What is the difference between loglines and hooks? Loglines and hooks are very similar in that they are a one-sentence summary designed to grab a producer’s or an agent’s attention. The difference between the two is that loglines are more complex than a simple hook. Loglines are used for screenwriting and is a well-known word among screenwriters. With screenwriting, more goes into it than writing a novel, seeking an agent, and trying to publish it. Screenwriting includes character sheets, a Bible on what the TV series or movie is about, episode list with details, and then some. The work involved is more strenuous than writing a book. In addition, multiple people in the movie and TV industry rely on screenwriters. The downfall about it? You’ll never see the screenwriter’s name on the film credits.

Beta-readers are helpful readers who are willing to look over your story for any inconsistencies. They seek out whether or not the characters, structure of the story, and overall plot, draws them in or pushes them away. They can be your friends, a relative, that stranger from the donut shop. They are not hired by agents to do a reading. It is not the job of a beta-reader to read and review a new book for an agent, but they help you better your story so that you can query an agent or self-publish it, or if you don’t mind, publishing through vanity publishers.

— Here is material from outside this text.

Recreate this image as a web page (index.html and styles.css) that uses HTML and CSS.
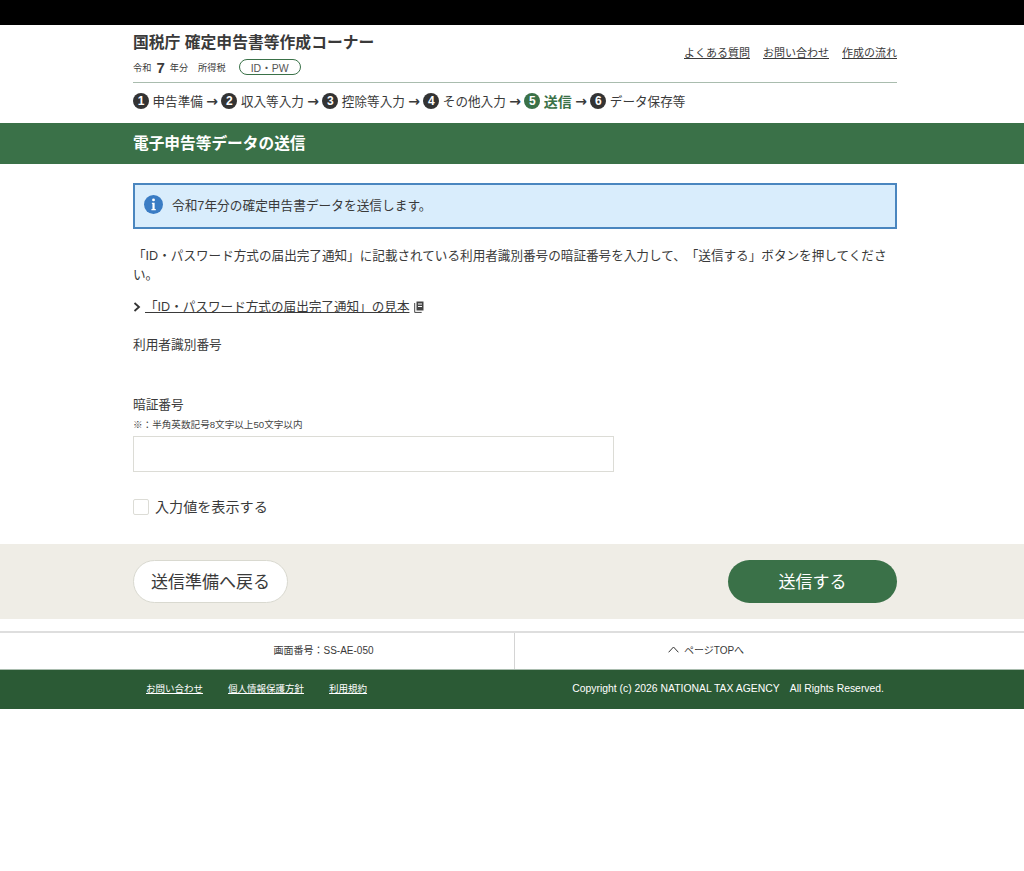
FILE: index.html
```html
<!DOCTYPE html>
<html lang="ja">
<head>
<meta charset="utf-8">
<title>電子申告等データの送信</title>
<link rel="stylesheet" href="styles.css">
</head>
<body>
<div class="topbar"></div>
<header class="wrap header">
  <div class="header-main">
    <div>
      <div class="site-title">国税庁 確定申告書等作成コーナー</div>
      <div class="meta"><span>令和</span><b class="year">7</b><span>年分</span><span class="tax">所得税</span><span class="pill">ID・PW</span></div>
    </div>
    <nav class="top-links"><a href="#">よくある質問</a><a href="#">お問い合わせ</a><a href="#">作成の流れ</a></nav>
  </div>
  <ol class="steps">
    <li class="step"><span class="num">1</span>申告準備</li>
    <li class="arrow">→</li>
    <li class="step"><span class="num">2</span>収入等入力</li>
    <li class="arrow">→</li>
    <li class="step"><span class="num">3</span>控除等入力</li>
    <li class="arrow">→</li>
    <li class="step"><span class="num">4</span>その他入力</li>
    <li class="arrow">→</li>
    <li class="step current"><span class="num">5</span>送信</li>
    <li class="arrow">→</li>
    <li class="step"><span class="num">6</span>データ保存等</li>
  </ol>
</header>
<div class="page-band"><h1 class="wrap">電子申告等データの送信</h1></div>
<main class="wrap content">
  <div class="notice">
    <svg class="info" viewBox="0 0 20 20" aria-hidden="true"><circle cx="10" cy="10" r="10" fill="#3a7cc4"/><circle cx="10" cy="5.2" r="1.5" fill="#fff"/><path d="M8.3 8.2h2.9v6.6h1.2v1.3H7.8v-1.3h1.1V9.5h-.6z" fill="#fff"/></svg>
    <span>令和7年分の確定申告書データを送信します。</span>
  </div>
  <p class="lead">「ID・パスワード方式の届出完了通知」に記載されている利用者識別番号の暗証番号を入力して、「送信する」ボタンを押してください。</p>
  <div class="sample">
    <svg class="chev" viewBox="0 0 8 10" aria-hidden="true"><path d="M1.5 1l4.5 4-4.5 4" fill="none" stroke="#333" stroke-width="1.8"/></svg>
    <a href="#">「ID・パスワード方式の届出完了通知」の見本</a>
    <svg class="doc" viewBox="0 0 10 12" aria-hidden="true"><path d="M2.5.5h7v9h-7z" fill="#444"/><path d="M.7 2v9.4h7" fill="none" stroke="#444" stroke-width="1"/><path d="M4 2.5h4v1H4zM4 5h4v1H4z" fill="#fff"/></svg>
  </div>
  <div class="label user-id">利用者識別番号</div>
  <div class="label pass">暗証番号</div>
  <div class="hint">※：半角英数記号8文字以上50文字以内</div>
  <input class="field" type="password" aria-label="暗証番号">
  <label class="check"><span class="box"></span>入力値を表示する</label>
</main>
<div class="actions">
  <div class="wrap actions-in">
    <a class="btn btn-back" href="#">送信準備へ戻る</a>
    <a class="btn btn-send" href="#">送信する</a>
  </div>
</div>
<div class="subfoot">
  <div class="screen-id">画面番号：SS-AE-050</div>
  <div class="page-top">
    <svg class="up" viewBox="0 0 11 7" aria-hidden="true"><path d="M.6 6.3L5.5 1l4.9 5.3" fill="none" stroke="#333" stroke-width="1"/></svg>
    <span>ページTOPへ</span>
  </div>
</div>
<footer class="footer">
  <div class="wrap footer-in">
    <nav class="foot-links"><a href="#">お問い合わせ</a><a href="#">個人情報保護方針</a><a href="#">利用規約</a></nav>
    <div class="copy">Copyright (c) 2026 NATIONAL TAX AGENCY　All Rights Reserved.</div>
  </div>
</footer>
</body>
</html>
```
FILE: styles.css
```css
* { box-sizing: border-box; }
html, body { margin: 0; padding: 0; }
body { background: #fff; color: #3a3a3a; font-family: "Liberation Sans", "Noto Sans CJK JP", sans-serif; font-size: 13px; text-spacing-trim: space-all; }
a { color: inherit; }
.wrap { width: 764px; margin-left: 133px; }
.topbar { height: 25px; background: #000; }
.header { height: 98px; }
.header-main { display: flex; justify-content: space-between; align-items: flex-start; height: 58px; border-bottom: 1px solid #a9bcae; }
.site-title { font-size: 15.8px; font-weight: 700; line-height: 22px; margin-top: 7px; color: #3a3a3a; }
.meta { display: flex; align-items: center; font-size: 9.2px; height: 18px; margin-top: 4px; }
.year { font-size: 15px; margin: 0 5px; }
.tax { margin-left: 10px; }
.pill { display: flex; align-items: center; justify-content: center; width: 62px; height: 16px; margin-left: 13px; border: 1px solid #3a7148; border-radius: 8px; font-size: 10.5px; color: #555; }
.top-links { display: flex; gap: 13px; font-size: 11px; margin-top: 20px; line-height: 16px; }
.steps { display: flex; align-items: center; list-style: none; margin: 0; padding: 0 0 1px; height: 36px; font-size: 12.6px; }
.step { display: flex; align-items: center; }
.num { display: inline-flex; align-items: center; justify-content: center; width: 16px; height: 16px; margin-right: 3.5px; border-radius: 50%; background: #333; color: #fff; font-size: 12px; font-weight: 700; }
.arrow { font-size: 14px; font-weight: 700; width: 18.5px; text-align: center; font-family: "DejaVu Sans", sans-serif; }
.current { color: #3a7148; font-size: 14px; font-weight: 700; }
.current .num { background: #3a7148; }
.page-band { height: 41px; background: #3a7148; }
.page-band h1 { margin: 0 0 0 133px; font-size: 15.7px; line-height: 41px; color: #fff; font-weight: 700; }
.content { height: 380px; padding-top: 19px; }
.notice { display: flex; align-items: center; gap: 9px; height: 46px; padding-left: 9px; padding-bottom: 3px; background: #d9edfc; border: 2px solid #4a86bf; font-size: 12.7px; }
.info { width: 19px; height: 19px; }
.lead { margin: 18px 0 0; font-size: 12.6px; line-height: 19px; }
.sample { display: flex; align-items: center; margin-top: 13px; font-size: 12.6px; line-height: 18px; }
.chev { width: 8px; height: 10px; margin-right: 4px; }
.doc { width: 10px; height: 12px; margin-left: 5px; }
.label { font-size: 12.7px; line-height: 18px; }
.user-id { margin-top: 20px; }
.pass { margin-top: 42px; }
.hint { font-size: 9.6px; line-height: 13px; margin-top: 4px; color: #444; }
.field { display: block; width: 481px; height: 36px; margin-top: 5px; border: 1px solid #dcdcd6; background: #fff; }
.check { display: flex; align-items: center; gap: 6px; margin-top: 25px; font-size: 14.1px; line-height: 20px; }
.box { width: 16px; height: 16px; border: 1px solid #dcdcd6; border-radius: 2px; background: #fff; }
.actions { height: 75px; background: #efede6; }
.actions-in { display: flex; justify-content: space-between; padding-top: 16px; }
.btn { display: flex; align-items: center; justify-content: center; height: 43px; padding-bottom: 3px; border-radius: 22px; font-size: 17px; text-decoration: none; }
.btn-back { width: 155px; background: #fff; border: 1px solid #d9d9d0; color: #3a3a3a; }
.btn-send { width: 169px; background: #3a7148; color: #fff; }
.subfoot { display: flex; height: 38px; margin-top: 12px; border-top: 2px solid #dedede; font-size: 10px; }
.screen-id { display: flex; align-items: center; justify-content: center; width: 515px; border-right: 1px solid #d4d4d4; padding-left: 133px; padding-bottom: 4px; }
.page-top { display: flex; align-items: center; justify-content: center; flex: 1; gap: 5px; padding-right: 127px; padding-bottom: 4px; }
.up { width: 11px; height: 7px; }
.footer { height: 40px; background: #2b5a35; border-top: 1px solid #a9bcae; color: #fff; }
.footer-in { display: flex; justify-content: space-between; align-items: center; height: 39px; padding: 0 13px; }
.foot-links { display: flex; gap: 25px; font-size: 9.5px; padding-bottom: 3px; }
.copy { font-size: 10.4px; padding-bottom: 4px; }
```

Marketing is the act of promoting a published book through promotional efforts. It is used to gain and keep customers. For some marketing is a hard process because of a lack of understanding the process. Marketing costs money when anything but word of mouth is used. Marketing concepts vary from author to author. When marketing is done correctly it pulls in buyers. The first step to marketing is to know how it’s done. There are classes and tutorials about marketing that you can use to your advantage. Because I am not well versed in marketing full-scale I urge you to take a look at these if you need to learn about marketing and how it works. For me, I use word of mouth and author tribes that I’ve found and adopted to help promote my work. Another way to get your book promoted is to cross-promote another author’s book. Sharing is caring after all.